▶ _What you are asked to do_
The required output is a single number: how many lines of the material contain the string "React".

──────

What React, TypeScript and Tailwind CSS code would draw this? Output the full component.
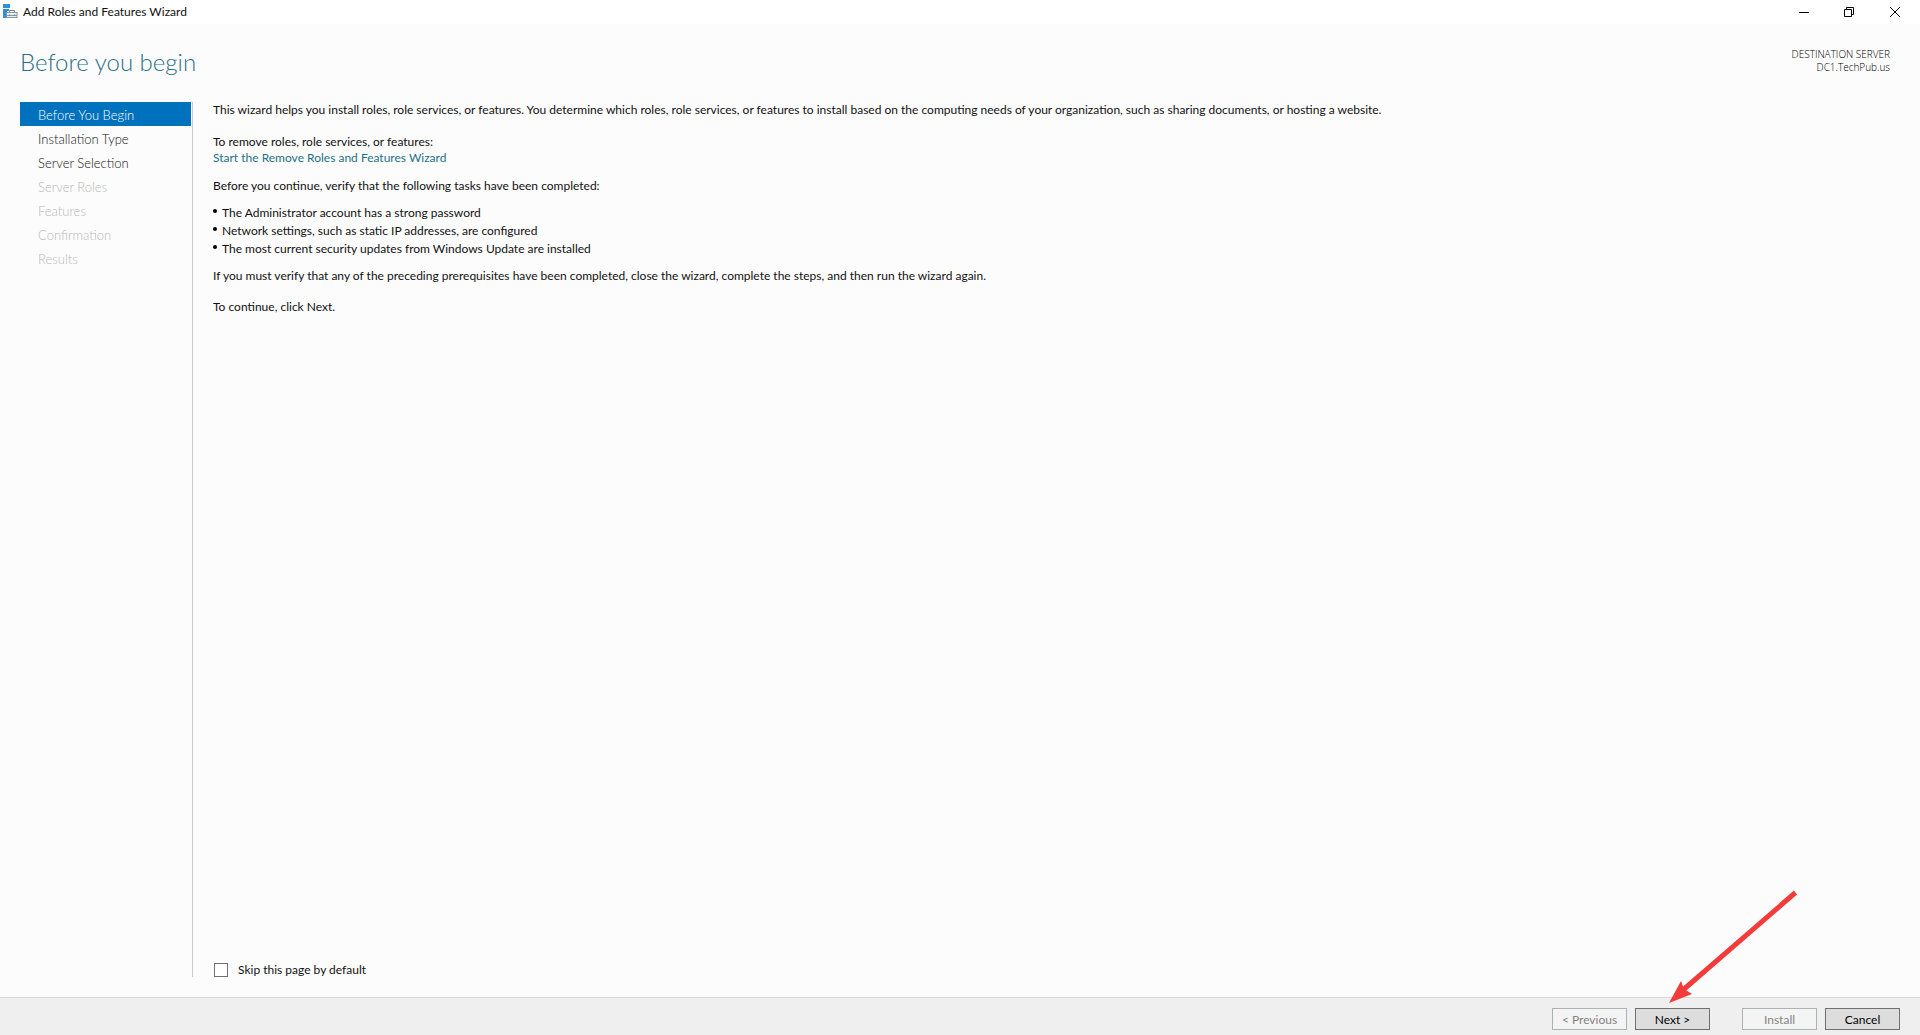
import React, { useState } from 'react';
import { clsx } from 'clsx';

const steps = [
    { name: 'Before You Begin', enabled: true },
    { name: 'Installation Type', enabled: true },
    { name: 'Server Selection', enabled: true },
    { name: 'Server Roles', enabled: false },
    { name: 'Features', enabled: false },
    { name: 'Confirmation', enabled: false },
    { name: 'Results', enabled: false },
];

const tasks = [
    'The Administrator account has a strong password',
    'Network settings, such as static IP addresses, are configured',
    'The most current security updates from Windows Update are installed',
];

function ServerIcon() {
    return (
        <svg width="16" height="16" viewBox="0 0 16 16" aria-hidden="true">
            <path d="M1 0h7v4H1z" fill="#2d8fd5" />
            <path d="M1 5h6v2H5v7H1z" fill="#2d8fd5" />
            <path d="M7.5 8.500V6.500h5v2" fill="none" stroke="#6b8192" />
            <path d="M4 8h11.500v6H4z" fill="#8799a6" />
            <path d="M5 9h9.500v2H5zM5 12h9.500v1H5z" fill="#e9eef2" />
            <path d="M7 10.500h1v1H7zM12 10.500h1v1h-1z" fill="#5b7080" />
        </svg>
    );
}

function TitleBar() {
    return (
        <header className="flex h-6 items-center justify-between bg-white pl-0.5">
            <div className="flex items-center gap-[5px]">
                <ServerIcon />
                <span>Add Roles and Features Wizard</span>
            </div>
            <div className="flex h-5 pr-0.5">
                <button aria-label="Minimize" className="flex w-11 items-center justify-center">
                    <svg width="10" height="10" viewBox="0 0 10 10" stroke="#000" fill="none">
                        <path d="M0 5.500h10" />
                    </svg>
                </button>
                <button aria-label="Restore" className="flex w-[46px] items-center justify-center">
                    <svg width="10" height="10" viewBox="0 0 10 10" stroke="#000" fill="none">
                        <path d="M.5 2.500h7v7h-7zM2.500 2.500v-2h7v7h-2" />
                    </svg>
                </button>
                <button aria-label="Close" className="flex w-[46px] items-center justify-center">
                    <svg width="10" height="10" viewBox="0 0 10 10" stroke="#000" fill="none">
                        <path d="M0 0l10 10M10 0L0 10" />
                    </svg>
                </button>
            </div>
        </header>
    );
}

function WizardButton({ children, disabled }: { children: React.ReactNode; disabled?: boolean }) {
    return (
        <button
            disabled={disabled}
            className={clsx(
                'h-[22px] w-[75px] border pt-px text-center leading-5',
                disabled ? 'border-[#adb2b5] bg-[#f4f4f4] text-[#838383]' : 'border-[#707070] bg-[#dddddd] text-black'
            )}
        >
            {children}
        </button>
    );
}

export default function App() {
    const [skip, setSkip] = useState(false);

    return (
        <div className="flex min-h-screen flex-col bg-[#fcfcfc] font-['Lato','Noto_Sans',sans-serif] text-xs text-[#111]">
            <TitleBar />

            <div className="flex h-[78px] items-start justify-between pt-[22px] pr-[30px] pl-5">
                <h1 className="text-2xl leading-8 font-light text-[#2b6f87]">Before you begin</h1>
                <div className="pt-0.5 text-right font-['Open_Sans',sans-serif] text-[10px] leading-[13px] font-light text-black">
                    <p>DESTINATION SERVER</p>
                    <p>DC1.TechPub.us</p>
                </div>
            </div>

            <div className="flex flex-1 pb-5 pl-5">
                {/* Wizard steps */}
                <nav className="w-[173px] shrink-0 border-r border-[#c8c8c8] pr-px">
                    <ul>
                        {steps.map((step, idx) => (
                            <li key={step.name}>
                                <button
                                    disabled={!step.enabled}
                                    className={clsx(
                                        'block h-6 w-full pt-0.5 pl-[18px] text-left text-[13px] leading-[22px] font-light',
                                        idx === 0 && 'bg-[#0071bc] text-white',
                                        idx !== 0 && step.enabled && 'text-[#111]',
                                        !step.enabled && 'text-[#b8b8b8]'
                                    )}
                                >
                                    {step.name}
                                </button>
                            </li>
                        ))}
                    </ul>
                </nav>

                <main className="flex flex-1 flex-col pl-5">
                    <p>
                        This wizard helps you install roles, role services, or features. You determine which roles, role
                        services, or features to install based on the computing needs of your organization, such as
                        sharing documents, or hosting a website.
                    </p>
                    <p className="mt-4">To remove roles, role services, or features:</p>
                    <a href="#remove" className="self-start text-[#1f7088]">
                        Start the Remove Roles and Features Wizard
                    </a>
                    <p className="mt-3">Before you continue, verify that the following tasks have been completed:</p>
                    <ul className="mt-2.5 leading-[18px]">
                        {tasks.map((task) => (
                            <li key={task} className="flex gap-[5px]">
                                <span className="mt-[5px] size-1 rounded-full bg-black" />
                                {task}
                            </li>
                        ))}
                    </ul>
                    <p className="mt-2.5">
                        If you must verify that any of the preceding prerequisites have been completed, close the
                        wizard, complete the steps, and then run the wizard again.
                    </p>
                    <p className="mt-[15px]">To continue, click Next.</p>

                    <label className="mt-auto flex items-center gap-2.5 self-start pl-px leading-[14px]">
                        <input
                            type="checkbox"
                            checked={skip}
                            onChange={(e) => setSkip(e.target.checked)}
                            className="size-3.5 appearance-none border border-[#707070] bg-white checked:bg-[#0071bc]"
                        />
                        Skip this page by default
                    </label>
                </main>
            </div>

            <footer className="relative flex h-[38px] items-start justify-end border-t border-[#dadada] bg-[#efefef] pt-2.5 pr-5">
                <div className="flex gap-2">
                    <WizardButton disabled>&lt; Previous</WizardButton>
                    <WizardButton>Next &gt;</WizardButton>
                </div>
                <div className="ml-8 flex gap-2">
                    <WizardButton disabled>Install</WizardButton>
                    <WizardButton>Cancel</WizardButton>
                </div>
                {/* Pointer to the Next button */}
                <svg
                    className="pointer-events-none absolute right-[120px] bottom-8"
                    width="131"
                    height="116"
                    viewBox="0 0 131 116"
                    aria-hidden="true"
                >
                    <path d="M126.500 5.500L14 103" stroke="#f43b3b" strokeWidth="5" />
                    <path d="M0 116L12 94L15 102L23 107z" fill="#f43b3b" />
                </svg>
            </footer>
        </div>
    );
}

──────

▶ _Reply_
3